STATED TASK
Repeat what the lines below say, word for word, and skip every image.

DATASET CONTENT
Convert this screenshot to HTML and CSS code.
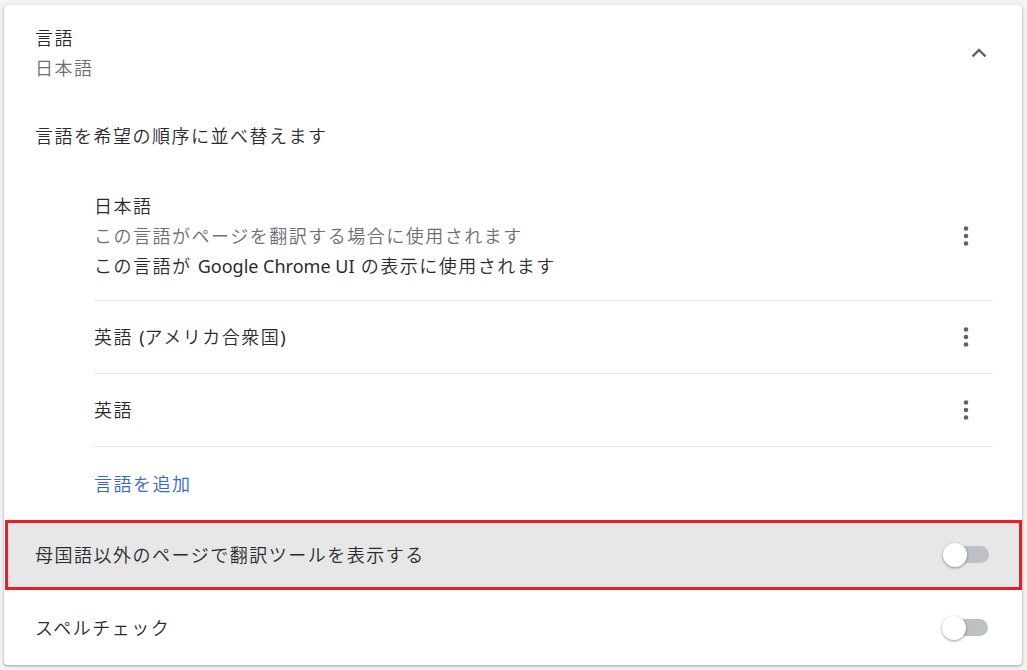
FILE: index.html
```html
<!DOCTYPE html>
<html lang="ja">
<head>
<meta charset="utf-8">
<link rel="stylesheet" href="styles.css">
</head>
<body>
<div class="card">
  <div class="header">
    <div class="htext">
      <div class="line">言語</div>
      <div class="line sub">日本語</div>
    </div>
    <svg class="chevron" width="16" height="10" viewBox="0 0 16 10"><path d="M1.5 8.5 L8 2 L14.5 8.5" fill="none" stroke="#5f6368" stroke-width="2.4"/></svg>
  </div>
  <div class="desc line">言語を希望の順序に並べ替えます</div>
  <div class="langs">
    <div class="lang first">
      <div class="ltext">
        <div class="line">日本語</div>
        <div class="line sub">この言語がページを翻訳する場合に使用されます</div>
        <div class="line">この言語が <span class="lat">Google Chrome UI</span> の表示に使用されます</div>
      </div>
      <svg class="dots" width="24" height="24" viewBox="0 0 24 24"><circle cx="12" cy="4.5" r="2.3"/><circle cx="12" cy="12" r="2.3"/><circle cx="12" cy="19.5" r="2.3"/></svg>
    </div>
    <div class="lang">
      <div class="ltext"><div class="line">英語 <span class="lat">(</span>アメリカ合衆国<span class="lat">)</span></div></div>
      <svg class="dots" width="24" height="24" viewBox="0 0 24 24"><circle cx="12" cy="4.5" r="2.3"/><circle cx="12" cy="12" r="2.3"/><circle cx="12" cy="19.5" r="2.3"/></svg>
    </div>
    <div class="lang">
      <div class="ltext"><div class="line">英語</div></div>
      <svg class="dots" width="24" height="24" viewBox="0 0 24 24"><circle cx="12" cy="4.5" r="2.3"/><circle cx="12" cy="12" r="2.3"/><circle cx="12" cy="19.5" r="2.3"/></svg>
    </div>
    <div class="add line">言語を追加</div>
  </div>
  <div class="row hl">
    <div class="line">母国語以外のページで翻訳ツールを表示する</div>
    <div class="toggle"><span class="track"></span><span class="knob"></span></div>
  </div>
  <div class="row spell">
    <div class="line">スペルチェック</div>
    <div class="toggle"><span class="track"></span><span class="knob"></span></div>
  </div>
</div>
</body>
</html>
```

FILE: styles.css
```css
html, body {
  margin: 0;
  padding: 0;
}
body {
  background: #f3f3f3;
  padding: 5px 5px 5px 4px;
  font-family: "Noto Sans", "Noto Sans CJK JP", sans-serif;
  font-size: 18px;
  font-weight: 350;
  letter-spacing: 1.5px;
  color: #2a2b2e;
}
.card {
  width: 1018px;
  height: 660px;
  background: #fff;
  border-radius: 4px;
  box-shadow: 0 1px 2px rgba(60, 64, 67, 0.3), 0 1px 3px 1px rgba(60, 64, 67, 0.15);
  overflow: hidden;
  box-sizing: border-box;
}
.line {
  line-height: 30px;
  height: 30px;
  white-space: nowrap;
}
.lat {
  letter-spacing: 0;
  font-weight: 400;
}
.sub {
  color: #6b6f73;
}
.header {
  display: flex;
  align-items: center;
  justify-content: space-between;
  padding: 18px 35px 0 31px;
}
.chevron {
  display: block;
}
.desc {
  margin-top: 38px;
  padding-left: 31px;
}
.langs {
  margin: 20px 29px 0 90px;
}
.lang {
  display: flex;
  align-items: center;
  justify-content: space-between;
  padding: 21px 0 21px;
  border-bottom: 1px solid #e6e7e8;
}
.lang.first {
  padding: 20px 0 19px;
}
.dots {
  display: block;
  fill: #5f6368;
  margin-right: 15px;
}
.add {
  padding: 22px 0 21px;
  color: #3367d6;
}
.row {
  display: flex;
  align-items: center;
  justify-content: space-between;
  box-sizing: border-box;
}
.hl {
  height: 70px;
  margin-left: 1px;
  border: 3px solid #ed1c24;
  background: #e7e7e7;
  padding: 0 30px 0 27px;
}
.spell {
  height: 75px;
  padding: 0 34px 0 31px;
}
.toggle {
  position: relative;
  width: 46px;
  height: 24px;
}
.track {
  position: absolute;
  left: 6px;
  right: 0;
  top: 3px;
  height: 17px;
  border-radius: 9px;
  background: #bdc1c6;
}
.knob {
  position: absolute;
  left: 0;
  top: 0;
  width: 24px;
  height: 24px;
  border-radius: 50%;
  background: #fff;
  box-shadow: 0 1px 3px rgba(0, 0, 0, 0.4);
}
```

SOLUTION TO THIS TASK
Convert this screenshot to HTML and CSS code.
FILE: index.html
```html
<!DOCTYPE html>
<html lang="ja">
<head>
<meta charset="utf-8">
<link rel="stylesheet" href="styles.css">
</head>
<body>
<div class="card">
  <div class="header">
    <div class="htext">
      <div class="line">言語</div>
      <div class="line sub">日本語</div>
    </div>
    <svg class="chevron" width="16" height="10" viewBox="0 0 16 10"><path d="M1.5 8.5 L8 2 L14.5 8.5" fill="none" stroke="#5f6368" stroke-width="2.4"/></svg>
  </div>
  <div class="desc line">言語を希望の順序に並べ替えます</div>
  <div class="langs">
    <div class="lang first">
      <div class="ltext">
        <div class="line">日本語</div>
        <div class="line sub">この言語がページを翻訳する場合に使用されます</div>
        <div class="line">この言語が <span class="lat">Google Chrome UI</span> の表示に使用されます</div>
      </div>
      <svg class="dots" width="24" height="24" viewBox="0 0 24 24"><circle cx="12" cy="4.5" r="2.3"/><circle cx="12" cy="12" r="2.3"/><circle cx="12" cy="19.5" r="2.3"/></svg>
    </div>
    <div class="lang">
      <div class="ltext"><div class="line">英語 <span class="lat">(</span>アメリカ合衆国<span class="lat">)</span></div></div>
      <svg class="dots" width="24" height="24" viewBox="0 0 24 24"><circle cx="12" cy="4.5" r="2.3"/><circle cx="12" cy="12" r="2.3"/><circle cx="12" cy="19.5" r="2.3"/></svg>
    </div>
    <div class="lang">
      <div class="ltext"><div class="line">英語</div></div>
      <svg class="dots" width="24" height="24" viewBox="0 0 24 24"><circle cx="12" cy="4.5" r="2.3"/><circle cx="12" cy="12" r="2.3"/><circle cx="12" cy="19.5" r="2.3"/></svg>
    </div>
    <div class="add line">言語を追加</div>
  </div>
  <div class="row hl">
    <div class="line">母国語以外のページで翻訳ツールを表示する</div>
    <div class="toggle"><span class="track"></span><span class="knob"></span></div>
  </div>
  <div class="row spell">
    <div class="line">スペルチェック</div>
    <div class="toggle"><span class="track"></span><span class="knob"></span></div>
  </div>
</div>
</body>
</html>
```

FILE: styles.css
```css
html, body {
  margin: 0;
  padding: 0;
}
body {
  background: #f3f3f3;
  padding: 5px 5px 5px 4px;
  font-family: "Noto Sans", "Noto Sans CJK JP", sans-serif;
  font-size: 18px;
  font-weight: 350;
  letter-spacing: 1.5px;
  color: #2a2b2e;
}
.card {
  width: 1018px;
  height: 660px;
  background: #fff;
  border-radius: 4px;
  box-shadow: 0 1px 2px rgba(60, 64, 67, 0.3), 0 1px 3px 1px rgba(60, 64, 67, 0.15);
  overflow: hidden;
  box-sizing: border-box;
}
.line {
  line-height: 30px;
  height: 30px;
  white-space: nowrap;
}
.lat {
  letter-spacing: 0;
  font-weight: 400;
}
.sub {
  color: #6b6f73;
}
.header {
  display: flex;
  align-items: center;
  justify-content: space-between;
  padding: 18px 35px 0 31px;
}
.chevron {
  display: block;
}
.desc {
  margin-top: 38px;
  padding-left: 31px;
}
.langs {
  margin: 20px 29px 0 90px;
}
.lang {
  display: flex;
  align-items: center;
  justify-content: space-between;
  padding: 21px 0 21px;
  border-bottom: 1px solid #e6e7e8;
}
.lang.first {
  padding: 20px 0 19px;
}
.dots {
  display: block;
  fill: #5f6368;
  margin-right: 15px;
}
.add {
  padding: 22px 0 21px;
  color: #3367d6;
}
.row {
  display: flex;
  align-items: center;
  justify-content: space-between;
  box-sizing: border-box;
}
.hl {
  height: 70px;
  margin-left: 1px;
  border: 3px solid #ed1c24;
  background: #e7e7e7;
  padding: 0 30px 0 27px;
}
.spell {
  height: 75px;
  padding: 0 34px 0 31px;
}
.toggle {
  position: relative;
  width: 46px;
  height: 24px;
}
.track {
  position: absolute;
  left: 6px;
  right: 0;
  top: 3px;
  height: 17px;
  border-radius: 9px;
  background: #bdc1c6;
}
.knob {
  position: absolute;
  left: 0;
  top: 0;
  width: 24px;
  height: 24px;
  border-radius: 50%;
  background: #fff;
  box-shadow: 0 1px 3px rgba(0, 0, 0, 0.4);
}
```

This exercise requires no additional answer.